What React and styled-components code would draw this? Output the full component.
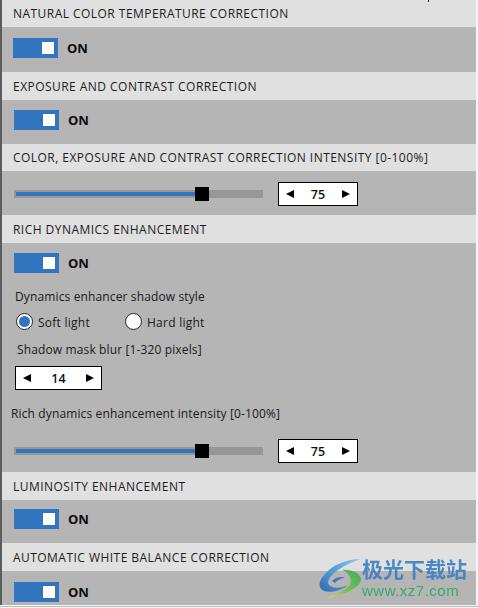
import React from "react";
import styled, { createGlobalStyle } from "styled-components";

const Global = createGlobalStyle`
  html, body { margin: 0; padding: 0; background: #f4f4f4; }
  body { width: 478px; height: 608px; overflow: hidden; font-family: "Open Sans", "Noto Sans", sans-serif; color: #111; }
`;

const Page = styled.div`
  position: relative;
  width: 478px;
  height: 608px;
  overflow: hidden;
`;

const Panel = styled.div`
  width: 474px;
  height: 605px;
  border-left: 2px solid #5c5c5c;
  background: #b5b5b5;
  overflow: hidden;
`;

const FootLine = styled.div`
  height: 1px;
  margin-top: 1px;
  background: #bdbdbd;
`;

const Speck = styled.div`
  position: absolute;
  left: 428px;
  top: 0;
  width: 1px;
  height: 2px;
  background: #222;
`;

const Header = styled.div`
  height: ${(p) => p.$h || 28}px;
  background: #e0e0e0;
  padding-left: 11px;
  font-size: 12px;
  line-height: ${(p) => p.$lh || 29}px;
  letter-spacing: 0.46px;
  color: #1c1c1c;
  white-space: nowrap;
`;

const Body = styled.div`
  height: ${(p) => p.$h}px;
  padding: ${(p) => p.$top || 0}px 0 0 ${(p) => p.$left ?? 12}px;
  box-sizing: border-box;
`;

const ToggleRow = styled.div`
  display: flex;
  align-items: center;
  gap: 9px;
`;

const Toggle = styled.div`
  width: 45px;
  height: 20px;
  background: #3075bd;
  display: flex;
  align-items: center;
  justify-content: flex-end;
  padding-right: 4px;
  box-sizing: border-box;
`;

const Knob = styled.div`
  width: 12px;
  height: 12px;
  background: #fff;
`;

const OnLabel = styled.span`
  font-size: 13px;
  font-weight: 700;
  color: #0c0c0c;
`;

const SliderRow = styled.div`
  display: flex;
  align-items: center;
  gap: 15px;
`;

const Track = styled.div`
  position: relative;
  width: 249px;
  height: 8px;
  background: #979797;
`;

const Fill = styled.div`
  position: absolute;
  left: 2px;
  top: 2px;
  height: 4px;
  background: #3075bd;
`;

const Thumb = styled.div`
  position: absolute;
  top: -3px;
  width: 14px;
  height: 14px;
  background: #000;
`;

const Spin = styled.div`
  width: ${(p) => p.$w}px;
  height: 24px;
  box-sizing: border-box;
  background: #fff;
  border: 1px solid #000;
  display: flex;
  align-items: center;
  justify-content: space-between;
  padding: 0 7px;
  font-size: 12.5px;
  font-weight: 600;
  color: #111;
`;

const Arrow = styled.svg`
  width: 8px;
  height: 8px;
  display: block;
  fill: #000;
`;

const Label = styled.div`
  font-size: 12px;
  line-height: 16px;
  letter-spacing: 0.13px;
  color: #1a1a1a;
  margin-left: ${(p) => p.$left || 0}px;
  margin-top: ${(p) => p.$top || 0}px;
  white-space: nowrap;
`;

const RadioRow = styled.div`
  display: flex;
  align-items: flex-start;
  margin: 8px 0 0 2px;
`;

const Radio = styled.div`
  width: 17px;
  height: 17px;
  box-sizing: border-box;
  border-radius: 50%;
  border: 1px solid #222;
  background: #fff;
  display: flex;
  align-items: center;
  justify-content: center;
  margin-right: 5px;
  &::after {
    content: "";
    width: 11px;
    height: 11px;
    border-radius: 50%;
    background: ${(p) => (p.$on ? "#3075bd" : "transparent")};
  }
`;

const RadioText = styled.span`
  font-size: 12px;
  line-height: 17px;
  margin-top: 1px;
  letter-spacing: 0.25px;
  color: #1a1a1a;
  width: ${(p) => p.$w}px;
`;

const Watermark = styled.div`
  position: absolute;
  left: 318px;
  top: 556px;
  display: flex;
  align-items: flex-start;
  filter: blur(0.4px);
`;

const WmText = styled.div`
  display: flex;
  flex-direction: column;
  align-items: flex-start;
`;

const WmTitle = styled.div`
  font-family: "Noto Sans CJK SC", sans-serif;
  font-weight: 700;
  font-size: 21px;
  line-height: 25px;
  height: 25px;
  color: #3d7fc4;
  opacity: 0.9;
`;

const WmUrl = styled.div`
  font-family: "Liberation Sans", sans-serif;
  font-size: 15px;
  line-height: 16px;
  margin-top: 2px;
  letter-spacing: 0.5px;
  color: #3aa868;
`;

const SpinWrap = styled.div`
  margin: 8px 0 0 1px;
`;

const SliderGap = styled.div`
  margin-top: 17px;
`;

const Left = () => (
  <Arrow viewBox="0 0 8 8"><polygon points="0,4 8,0 8,8" /></Arrow>
);
const Right = () => (
  <Arrow viewBox="0 0 8 8"><polygon points="8,4 0,0 0,8" /></Arrow>
);

const OnToggle = () => (
  <ToggleRow>
    <Toggle><Knob /></Toggle>
    <OnLabel>ON</OnLabel>
  </ToggleRow>
);

const Spinner = ({ w, value }) => (
  <Spin $w={w}><Left /><span>{value}</span><Right /></Spin>
);

const Slider = () => (
  <SliderRow>
    <Track>
      <Fill style={{ width: 181 }} />
      <Thumb style={{ left: 181 }} />
    </Track>
    <Spinner w={80} value={75} />
  </SliderRow>
);

const Logo = () => (
  <svg width="44" height="44" viewBox="0 0 44 44">
    <defs>
      <linearGradient id="wmBlue" x1="1" y1="0" x2="0" y2="1">
        <stop offset="0" stopColor="#8cc8e8" />
        <stop offset="0.45" stopColor="#56a4dc" />
        <stop offset="1" stopColor="#3468b4" />
      </linearGradient>
      <linearGradient id="wmGreen" x1="1" y1="0" x2="0" y2="1">
        <stop offset="0" stopColor="#3fae62" />
        <stop offset="0.6" stopColor="#7dc04e" />
        <stop offset="1" stopColor="#ecdd4c" />
      </linearGradient>
    </defs>
    <path d="M42 3C30 3 15 8 6 19C0 26 0 32 6 35C13 37 24 35 30 29C24 32 15 33 11 29C8 25 13 19 20 14C27 9 35 6 42 3Z" fill="url(#wmBlue)" />
    <path d="M24 14C33 13 42 17 43 23C43 31 28 39 8 42C20 38 33 32 33 25C33 20 29 16 24 14Z" fill="url(#wmGreen)" />
    <path d="M14 25C18 21 24 20 27 22C23 22 19 24 17 27Z" fill="#3f78bd" />
  </svg>
);

export default function App() {
  return (
    <Page>
      <Global />
      <Panel>
        <Header $h={27} $lh={27}>NATURAL COLOR TEMPERATURE CORRECTION</Header>
        <Body $h={45} $top={11} $left={11}><OnToggle /></Body>
        <Header>EXPOSURE AND CONTRAST CORRECTION</Header>
        <Body $h={44} $top={10}><OnToggle /></Body>
        <Header $h={27} $lh={27}>COLOR, EXPOSURE AND CONTRAST CORRECTION INTENSITY [0-100%]</Header>
        <Body $h={44} $top={11}><Slider /></Body>
        <Header>RICH DYNAMICS ENHANCEMENT</Header>
        <Body $h={229} $top={10}>
          <OnToggle />
          <Label $left={1} $top={16}>Dynamics enhancer shadow style</Label>
          <RadioRow>
            <Radio $on />
            <RadioText $w={87}>Soft light</RadioText>
            <Radio />
            <RadioText $w={70}>Hard light</RadioText>
          </RadioRow>
          <Label $left={3} $top={11}>Shadow mask blur [1-320 pixels]</Label>
          <SpinWrap><Spinner w={87} value={14} /></SpinWrap>
          <Label $left={-3} $top={16}>Rich dynamics enhancement intensity [0-100%]</Label>
          <SliderGap><Slider /></SliderGap>
        </Body>
        <Header>LUMINOSITY ENHANCEMENT</Header>
        <Body $h={43} $top={9}><OnToggle /></Body>
        <Header>AUTOMATIC WHITE BALANCE CORRECTION</Header>
        <Body $h={33} $top={11}><OnToggle /></Body>
      </Panel>
      <FootLine />
      <Speck />
      <Watermark>
        <Logo />
        <WmText>
          <WmTitle>极光下载站</WmTitle>
          <WmUrl>www.xz7.com</WmUrl>
        </WmText>
      </Watermark>
    </Page>
  );
}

-------

:: DIRECTIONS FOR THIS TASK ::
In the listing above, locate each line with "React" and copy it.

:: COMPLETED EXERCISE ::
What React and styled-components code would draw this? Output the full component.
import React from "react";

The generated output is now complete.